* Short task
Give a verbatim copy of the lines below, minus the pictures.

---+---

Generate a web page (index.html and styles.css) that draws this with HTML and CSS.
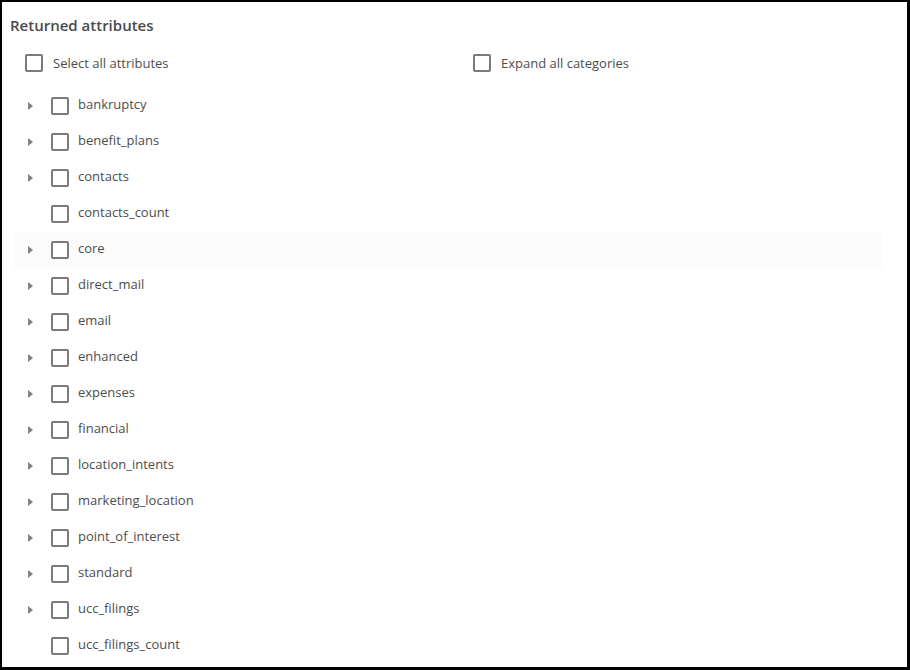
FILE: index.html
```html
<!DOCTYPE html>
<html>
<head>
<meta charset="utf-8">
<link rel="stylesheet" href="styles.css">
</head>
<body>
<div class="frame">
  <div class="title">Returned attributes</div>
  <div class="options">
    <label class="opt"><span class="box"></span><span class="lbl">Select all attributes</span></label>
    <label class="opt"><span class="box"></span><span class="lbl">Expand all categories</span></label>
  </div>
  <ul class="list">
    <li class="row"><svg class="caret" width="5" height="8" viewBox="0 0 5 8"><polygon points="0,0 5,4 0,8"/></svg><span class="box"></span><span class="name">bankruptcy</span></li>
    <li class="row"><svg class="caret" width="5" height="8" viewBox="0 0 5 8"><polygon points="0,0 5,4 0,8"/></svg><span class="box"></span><span class="name">benefit_plans</span></li>
    <li class="row"><svg class="caret" width="5" height="8" viewBox="0 0 5 8"><polygon points="0,0 5,4 0,8"/></svg><span class="box"></span><span class="name">contacts</span></li>
    <li class="row"><svg class="caret hidden" width="5" height="8" viewBox="0 0 5 8"><polygon points="0,0 5,4 0,8"/></svg><span class="box"></span><span class="name">contacts_count</span></li>
    <li class="row hover"><svg class="caret" width="5" height="8" viewBox="0 0 5 8"><polygon points="0,0 5,4 0,8"/></svg><span class="box"></span><span class="name">core</span></li>
    <li class="row"><svg class="caret" width="5" height="8" viewBox="0 0 5 8"><polygon points="0,0 5,4 0,8"/></svg><span class="box"></span><span class="name">direct_mail</span></li>
    <li class="row"><svg class="caret" width="5" height="8" viewBox="0 0 5 8"><polygon points="0,0 5,4 0,8"/></svg><span class="box"></span><span class="name">email</span></li>
    <li class="row"><svg class="caret" width="5" height="8" viewBox="0 0 5 8"><polygon points="0,0 5,4 0,8"/></svg><span class="box"></span><span class="name">enhanced</span></li>
    <li class="row"><svg class="caret" width="5" height="8" viewBox="0 0 5 8"><polygon points="0,0 5,4 0,8"/></svg><span class="box"></span><span class="name">expenses</span></li>
    <li class="row"><svg class="caret" width="5" height="8" viewBox="0 0 5 8"><polygon points="0,0 5,4 0,8"/></svg><span class="box"></span><span class="name">financial</span></li>
    <li class="row"><svg class="caret" width="5" height="8" viewBox="0 0 5 8"><polygon points="0,0 5,4 0,8"/></svg><span class="box"></span><span class="name">location_intents</span></li>
    <li class="row"><svg class="caret" width="5" height="8" viewBox="0 0 5 8"><polygon points="0,0 5,4 0,8"/></svg><span class="box"></span><span class="name">marketing_location</span></li>
    <li class="row"><svg class="caret" width="5" height="8" viewBox="0 0 5 8"><polygon points="0,0 5,4 0,8"/></svg><span class="box"></span><span class="name">point_of_interest</span></li>
    <li class="row"><svg class="caret" width="5" height="8" viewBox="0 0 5 8"><polygon points="0,0 5,4 0,8"/></svg><span class="box"></span><span class="name">standard</span></li>
    <li class="row"><svg class="caret" width="5" height="8" viewBox="0 0 5 8"><polygon points="0,0 5,4 0,8"/></svg><span class="box"></span><span class="name">ucc_filings</span></li>
    <li class="row"><svg class="caret hidden" width="5" height="8" viewBox="0 0 5 8"><polygon points="0,0 5,4 0,8"/></svg><span class="box"></span><span class="name">ucc_filings_count</span></li>
  </ul>
</div>
</body>
</html>
```

FILE: styles.css
```css
* { box-sizing: border-box; }
html, body { margin: 0; padding: 0; background: #fff; }
body {
  font-family: "Open Sans", "Noto Sans", sans-serif;
  color: #4d4d4d;
}
.frame {
  width: 910px;
  height: 670px;
  border-style: solid;
  border-color: #000;
  border-width: 2px 3px 3px 2px;
  padding: 13px 0 0 8px;
  overflow: hidden;
}
.title {
  font-size: 15px;
  font-weight: 600;
  line-height: 20px;
  color: #4a4a4a;
}
.options {
  display: grid;
  grid-template-columns: 448px 1fr;
  margin-top: 14px;
  padding-left: 15px;
  height: 28px;
}
.opt {
  display: flex;
  align-items: center;
  gap: 10px;
  font-size: 13px;
}
.box {
  display: inline-block;
  width: 18px;
  height: 18px;
  border: 2px solid #7a7a7a;
  border-radius: 2px;
  flex: none;
  background: #fff;
}
.lbl { color: #4d4d4d; }
.list {
  list-style: none;
  margin: 11px 0 0 4px;
  padding: 0;
  width: 868px;
}
.row {
  display: flex;
  align-items: center;
  height: 36px;
  padding-left: 13px;
  font-size: 13px;
}
.row.hover { background: #fbfbfb; }
.caret {
  fill: #808080;
  flex: none;
  margin-right: 19px;
  position: relative;
  left: 1px;
}
.caret.hidden { visibility: hidden; }
.name {
  margin-left: 9px;
  color: #4d4d4d;
  position: relative;
  top: -2px;
}
```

---+---

* Task answer
Generate a web page (index.html and styles.css) that draws this with HTML and CSS.
FILE: index.html
```html
<!DOCTYPE html>
<html>
<head>
<meta charset="utf-8">
<link rel="stylesheet" href="styles.css">
</head>
<body>
<div class="frame">
  <div class="title">Returned attributes</div>
  <div class="options">
    <label class="opt"><span class="box"></span><span class="lbl">Select all attributes</span></label>
    <label class="opt"><span class="box"></span><span class="lbl">Expand all categories</span></label>
  </div>
  <ul class="list">
    <li class="row"><svg class="caret" width="5" height="8" viewBox="0 0 5 8"><polygon points="0,0 5,4 0,8"/></svg><span class="box"></span><span class="name">bankruptcy</span></li>
    <li class="row"><svg class="caret" width="5" height="8" viewBox="0 0 5 8"><polygon points="0,0 5,4 0,8"/></svg><span class="box"></span><span class="name">benefit_plans</span></li>
    <li class="row"><svg class="caret" width="5" height="8" viewBox="0 0 5 8"><polygon points="0,0 5,4 0,8"/></svg><span class="box"></span><span class="name">contacts</span></li>
    <li class="row"><svg class="caret hidden" width="5" height="8" viewBox="0 0 5 8"><polygon points="0,0 5,4 0,8"/></svg><span class="box"></span><span class="name">contacts_count</span></li>
    <li class="row hover"><svg class="caret" width="5" height="8" viewBox="0 0 5 8"><polygon points="0,0 5,4 0,8"/></svg><span class="box"></span><span class="name">core</span></li>
    <li class="row"><svg class="caret" width="5" height="8" viewBox="0 0 5 8"><polygon points="0,0 5,4 0,8"/></svg><span class="box"></span><span class="name">direct_mail</span></li>
    <li class="row"><svg class="caret" width="5" height="8" viewBox="0 0 5 8"><polygon points="0,0 5,4 0,8"/></svg><span class="box"></span><span class="name">email</span></li>
    <li class="row"><svg class="caret" width="5" height="8" viewBox="0 0 5 8"><polygon points="0,0 5,4 0,8"/></svg><span class="box"></span><span class="name">enhanced</span></li>
    <li class="row"><svg class="caret" width="5" height="8" viewBox="0 0 5 8"><polygon points="0,0 5,4 0,8"/></svg><span class="box"></span><span class="name">expenses</span></li>
    <li class="row"><svg class="caret" width="5" height="8" viewBox="0 0 5 8"><polygon points="0,0 5,4 0,8"/></svg><span class="box"></span><span class="name">financial</span></li>
    <li class="row"><svg class="caret" width="5" height="8" viewBox="0 0 5 8"><polygon points="0,0 5,4 0,8"/></svg><span class="box"></span><span class="name">location_intents</span></li>
    <li class="row"><svg class="caret" width="5" height="8" viewBox="0 0 5 8"><polygon points="0,0 5,4 0,8"/></svg><span class="box"></span><span class="name">marketing_location</span></li>
    <li class="row"><svg class="caret" width="5" height="8" viewBox="0 0 5 8"><polygon points="0,0 5,4 0,8"/></svg><span class="box"></span><span class="name">point_of_interest</span></li>
    <li class="row"><svg class="caret" width="5" height="8" viewBox="0 0 5 8"><polygon points="0,0 5,4 0,8"/></svg><span class="box"></span><span class="name">standard</span></li>
    <li class="row"><svg class="caret" width="5" height="8" viewBox="0 0 5 8"><polygon points="0,0 5,4 0,8"/></svg><span class="box"></span><span class="name">ucc_filings</span></li>
    <li class="row"><svg class="caret hidden" width="5" height="8" viewBox="0 0 5 8"><polygon points="0,0 5,4 0,8"/></svg><span class="box"></span><span class="name">ucc_filings_count</span></li>
  </ul>
</div>
</body>
</html>
```

FILE: styles.css
```css
* { box-sizing: border-box; }
html, body { margin: 0; padding: 0; background: #fff; }
body {
  font-family: "Open Sans", "Noto Sans", sans-serif;
  color: #4d4d4d;
}
.frame {
  width: 910px;
  height: 670px;
  border-style: solid;
  border-color: #000;
  border-width: 2px 3px 3px 2px;
  padding: 13px 0 0 8px;
  overflow: hidden;
}
.title {
  font-size: 15px;
  font-weight: 600;
  line-height: 20px;
  color: #4a4a4a;
}
.options {
  display: grid;
  grid-template-columns: 448px 1fr;
  margin-top: 14px;
  padding-left: 15px;
  height: 28px;
}
.opt {
  display: flex;
  align-items: center;
  gap: 10px;
  font-size: 13px;
}
.box {
  display: inline-block;
  width: 18px;
  height: 18px;
  border: 2px solid #7a7a7a;
  border-radius: 2px;
  flex: none;
  background: #fff;
}
.lbl { color: #4d4d4d; }
.list {
  list-style: none;
  margin: 11px 0 0 4px;
  padding: 0;
  width: 868px;
}
.row {
  display: flex;
  align-items: center;
  height: 36px;
  padding-left: 13px;
  font-size: 13px;
}
.row.hover { background: #fbfbfb; }
.caret {
  fill: #808080;
  flex: none;
  margin-right: 19px;
  position: relative;
  left: 1px;
}
.caret.hidden { visibility: hidden; }
.name {
  margin-left: 9px;
  color: #4d4d4d;
  position: relative;
  top: -2px;
}
```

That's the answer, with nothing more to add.